Published 11/21/2014, 03:09 AM
Updated 06/07/2021, 10:55 AM


Fears over the health of the global economy resurfaced yesterday for the second time this week, with EU PMIs announced at the weakest level in nearly sixteen months sending the EUR/USD back down to 1.2509 on Thursday morning. China’s HSBC Manufacturing PMI also unexpectedly stalled during November, just days after house prices declined by more than expected. Both will likely lead to even further calls for the People’s Bank of China (PBoC) to add further stimulus to boost the Chinese economy.

The Eurozone PMI data is a blow to EU economic sentiment which I thought might be attempting to turn the corner following the German ZEW Survey rising for the first time in nearly a year earlier in the week. The disappointing EU PMI for November will lead to further anxiety that Europe is entering a period of stagnation and subsequently, add further pressure on the ECB to do more to reinvigorate growth. As always, this will lead to further discussions about the ECB needing to introduce QE. I have questioned many times in the past whether QE actually works, but I am also starting to wonder whether the EU economic struggles are really down to the ECB’s failure to successfully introduce new stimulus measures?

It is possible that the current economic problems within the Eurozone are not linked to monetary policy, but reduced global demand for EU products. If you take a look at Asia, the Chinese economy is slowing down and Japan recently entered a recession. Europe actively trades with both nations, and the Eurozone is also encountering weak investor confidence alongside low inflation, and this is also likely limiting demand for trade among Eurozone nations. Finally, it’s also possible that the economic sanctions imposed on Russia might be having a detrimental impact on EU sector growth.
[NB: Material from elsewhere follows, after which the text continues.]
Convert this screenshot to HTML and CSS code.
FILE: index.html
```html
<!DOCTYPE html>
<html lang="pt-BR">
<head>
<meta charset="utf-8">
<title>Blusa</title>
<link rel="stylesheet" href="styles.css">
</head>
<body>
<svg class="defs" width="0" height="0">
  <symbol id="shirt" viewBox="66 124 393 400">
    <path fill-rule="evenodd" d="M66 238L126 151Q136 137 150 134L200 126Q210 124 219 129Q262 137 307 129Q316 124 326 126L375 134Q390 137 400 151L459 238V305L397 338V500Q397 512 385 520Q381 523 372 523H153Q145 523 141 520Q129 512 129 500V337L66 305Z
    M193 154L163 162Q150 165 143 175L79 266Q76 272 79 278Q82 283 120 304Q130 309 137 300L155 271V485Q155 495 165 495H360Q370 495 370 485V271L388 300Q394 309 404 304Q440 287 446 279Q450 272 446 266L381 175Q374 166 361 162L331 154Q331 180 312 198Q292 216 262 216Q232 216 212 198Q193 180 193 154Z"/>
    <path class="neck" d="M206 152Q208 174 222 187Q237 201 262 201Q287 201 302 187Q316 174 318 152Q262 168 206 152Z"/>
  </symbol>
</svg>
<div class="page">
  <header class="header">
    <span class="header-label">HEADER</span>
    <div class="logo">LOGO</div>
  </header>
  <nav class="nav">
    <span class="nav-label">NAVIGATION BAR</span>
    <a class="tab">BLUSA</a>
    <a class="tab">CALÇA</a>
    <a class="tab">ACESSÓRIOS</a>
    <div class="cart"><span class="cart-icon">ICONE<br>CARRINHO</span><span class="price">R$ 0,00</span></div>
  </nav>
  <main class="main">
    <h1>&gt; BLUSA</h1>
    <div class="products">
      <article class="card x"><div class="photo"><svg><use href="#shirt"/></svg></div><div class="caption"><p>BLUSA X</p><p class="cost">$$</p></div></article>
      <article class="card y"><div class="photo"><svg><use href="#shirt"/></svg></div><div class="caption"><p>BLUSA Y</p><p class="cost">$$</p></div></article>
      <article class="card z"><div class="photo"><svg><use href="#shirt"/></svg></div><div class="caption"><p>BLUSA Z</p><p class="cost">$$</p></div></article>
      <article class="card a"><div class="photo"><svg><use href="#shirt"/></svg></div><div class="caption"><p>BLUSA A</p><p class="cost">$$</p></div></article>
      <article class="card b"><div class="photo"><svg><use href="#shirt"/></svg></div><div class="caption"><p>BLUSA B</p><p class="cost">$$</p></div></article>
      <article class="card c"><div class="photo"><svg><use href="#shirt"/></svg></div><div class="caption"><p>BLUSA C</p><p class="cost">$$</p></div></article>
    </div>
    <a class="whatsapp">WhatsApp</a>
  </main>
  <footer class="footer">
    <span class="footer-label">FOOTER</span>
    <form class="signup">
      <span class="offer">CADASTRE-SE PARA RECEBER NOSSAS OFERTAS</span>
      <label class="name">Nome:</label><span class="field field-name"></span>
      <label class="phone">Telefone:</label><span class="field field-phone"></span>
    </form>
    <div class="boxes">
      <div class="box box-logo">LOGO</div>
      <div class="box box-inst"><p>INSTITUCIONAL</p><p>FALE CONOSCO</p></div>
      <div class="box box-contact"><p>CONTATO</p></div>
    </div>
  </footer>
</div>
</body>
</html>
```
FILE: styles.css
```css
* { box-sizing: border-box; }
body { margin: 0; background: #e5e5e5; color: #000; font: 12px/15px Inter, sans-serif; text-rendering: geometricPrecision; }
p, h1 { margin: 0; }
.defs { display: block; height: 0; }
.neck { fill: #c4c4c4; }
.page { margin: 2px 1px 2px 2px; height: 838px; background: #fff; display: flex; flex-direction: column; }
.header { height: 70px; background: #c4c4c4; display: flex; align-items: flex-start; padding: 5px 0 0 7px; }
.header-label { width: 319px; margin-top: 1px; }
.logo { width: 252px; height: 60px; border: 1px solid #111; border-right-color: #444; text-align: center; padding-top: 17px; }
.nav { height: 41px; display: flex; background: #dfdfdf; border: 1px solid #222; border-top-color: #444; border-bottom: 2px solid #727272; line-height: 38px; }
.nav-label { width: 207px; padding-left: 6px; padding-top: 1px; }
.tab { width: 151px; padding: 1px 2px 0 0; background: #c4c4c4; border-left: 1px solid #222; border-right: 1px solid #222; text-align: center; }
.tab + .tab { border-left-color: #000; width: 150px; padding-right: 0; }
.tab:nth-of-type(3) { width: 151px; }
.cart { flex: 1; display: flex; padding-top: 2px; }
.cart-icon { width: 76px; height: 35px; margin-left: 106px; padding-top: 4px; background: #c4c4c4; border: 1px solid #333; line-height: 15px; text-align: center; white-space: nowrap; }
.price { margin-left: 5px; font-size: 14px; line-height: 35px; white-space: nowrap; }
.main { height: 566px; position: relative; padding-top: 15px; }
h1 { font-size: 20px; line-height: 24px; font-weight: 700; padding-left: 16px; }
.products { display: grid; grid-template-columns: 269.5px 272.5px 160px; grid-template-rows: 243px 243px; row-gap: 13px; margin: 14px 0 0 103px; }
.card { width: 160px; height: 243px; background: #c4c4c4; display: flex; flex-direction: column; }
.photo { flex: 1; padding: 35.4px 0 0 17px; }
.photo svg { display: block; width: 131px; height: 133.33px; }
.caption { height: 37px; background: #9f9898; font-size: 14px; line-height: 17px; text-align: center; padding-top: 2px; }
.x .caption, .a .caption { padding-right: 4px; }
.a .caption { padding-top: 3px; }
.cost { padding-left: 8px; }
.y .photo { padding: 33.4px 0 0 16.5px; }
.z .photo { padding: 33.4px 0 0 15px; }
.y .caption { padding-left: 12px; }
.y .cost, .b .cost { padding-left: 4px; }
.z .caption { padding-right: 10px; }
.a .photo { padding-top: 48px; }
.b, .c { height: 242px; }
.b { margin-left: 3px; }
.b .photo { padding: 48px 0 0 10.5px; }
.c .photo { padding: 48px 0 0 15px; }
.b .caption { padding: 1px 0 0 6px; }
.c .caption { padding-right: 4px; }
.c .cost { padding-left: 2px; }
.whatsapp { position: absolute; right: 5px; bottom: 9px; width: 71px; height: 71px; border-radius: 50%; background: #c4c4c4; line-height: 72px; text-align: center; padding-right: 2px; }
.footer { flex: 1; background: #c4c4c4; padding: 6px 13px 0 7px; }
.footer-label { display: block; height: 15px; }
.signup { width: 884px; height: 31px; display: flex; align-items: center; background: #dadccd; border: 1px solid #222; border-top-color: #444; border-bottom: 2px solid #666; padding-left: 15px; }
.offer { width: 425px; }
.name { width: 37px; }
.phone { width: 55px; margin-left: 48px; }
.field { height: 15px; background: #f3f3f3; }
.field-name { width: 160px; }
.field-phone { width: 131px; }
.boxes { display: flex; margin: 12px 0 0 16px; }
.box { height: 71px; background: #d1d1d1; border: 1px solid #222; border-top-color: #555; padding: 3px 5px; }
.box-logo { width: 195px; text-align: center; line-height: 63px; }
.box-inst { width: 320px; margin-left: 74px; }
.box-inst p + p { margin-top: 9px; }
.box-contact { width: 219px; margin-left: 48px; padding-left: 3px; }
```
Overall, there are so many different possible factors to look at when it comes to the Eurozone economic problems, that it would be unfair to continue to expect the ECB to take action. After all, the central bank has already acted to boost the economy at least three times within the past year, with Draghi himself stating on various occasions that the ECB is limited in terms of other interventions it can take.

Aside from the disappointing economic data from Europe and China, Japanese Machine Tool Orders rising by an annualised 30% in October provides some confidence that spending might finally be returning to the Japanese economy. This data followed last week’s Machine Orders rising by an annualised 7% and, as long as economic data from Japan continues to improve, it should only be a short recession for the world’s third largest economy. After reaching 118.971 at the end of Thursday’s Asian session, the USD/JPY pulled back to as low as 117.774.

Elsewhere, the Cable performed in line with forecasts with the pair entering 1.57 (1.5721) following a boost when UK Retail Sales increased by an annualised 4.6%. Bearing in mind UK average wages are now outgrowing inflation levels for the first time in five years, we are looking at retail sales entering the festive season with some real momentum. As mentioned previously, investor attraction to the Sterling has weakened substantially now the general consensus is that the Bank of England might delay raising rates for up to one year, and this can be seen by the Cable pulling back to 1.5675 by the time the US session commenced.